Any future system of long-term care for older people must be a combination of help to stay at home and the opportunity to go into a nursing home for the relatively few for whom this becomes necessary. The arrangements must be integrated and flexible, and the systems of payment must cover both.

Normal NHS planning is designed primarily for the younger population with healthier lives. We have never looked at what would be required to provide NHS care of equal value for older generations. The concept has been pushed out

of the way because it is overwhelming, and management words are being found to organise the task away.

What are these management words?

'Bottomless pits.' There will always be developments which seem bottomless. But these will always have compensating spin-offs. No pit need be bottomless just because at a particular moment one cannot see the bottom.

'Priorities and rationing.' Does this mean that younger people with longer chances of survival come first, that Viagra is more important than a year's survival for someone with terminal cancer? Look at the cost-benefits of hip operations, hitherto severely rationed and obtained after long delays, often in excruciating pain.

It is now considered virtuous for people to pay through BUPA or other schemes to make their own provision for early referrals. And to pay for their own minor operation outside the NHS. This is said to take pressure off the NHS. But look at the muddles which result and the effect on consultants' availability for working in hospitals, if extra sessions can be found. Yet middle England seems to think this is the pattern it should now follow.

Managing the NHS is one of the biggest managerial tasks in the country. Inevitably, there has to be experiment and change. But we seem to have reached a situation in which the language of priorities, rationing and the public-private partnership takes precedence. And behind all this is the concept of insurance.

The people doing this talking seem to be mostly those who have conveniently opted out in their 40s and 50s, always a bit sheepishly, by taking personal insurance. It means at this managerial level that they and their families can get swift care. It is easy for them to think impersonally, managerially. At a conference of health service administrators, I asked those who did not have access to private insurance to indicate. Very few did.

What does the language of priorities mean? Does it mean that having had cancer in 1966 followed by episodes treated by new techniques, it was not worth following up swiftly what turned out to be secondaries in my liver? My desperate daughters-in-law found the scan could be done immediately, albeit privately. But once in a private hospital more tests might be required and those could be prohibitively expensive. How ghastly for them to be put in this predicament.

But if prioritising and rationing is to be applied to older people, what should they know? The answer is everything. They should know what, why and how it operates. There should be no uncertainty, and the overall criteria should be national.

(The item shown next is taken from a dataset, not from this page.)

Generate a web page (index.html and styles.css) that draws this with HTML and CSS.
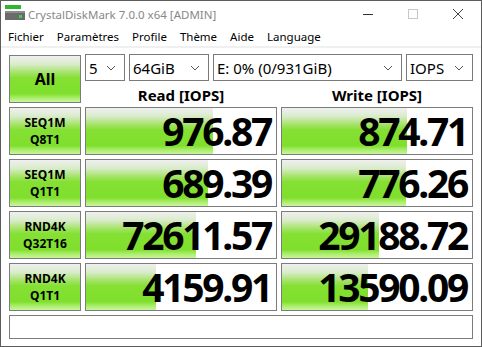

Who is to blame for the present situation? We are. We have allowed the NHS to become a closely guarded, almost non-virtuous public expenditure. As individuals, our top priority seems to be to keep taxes down, whatever the consequences. But I believe there is now a crucial opportunity to entirely review the ethics and structure of health services for older people. It is time to make a determined effort to get it right, and time for us all to reconsider our views about paying tax to do so.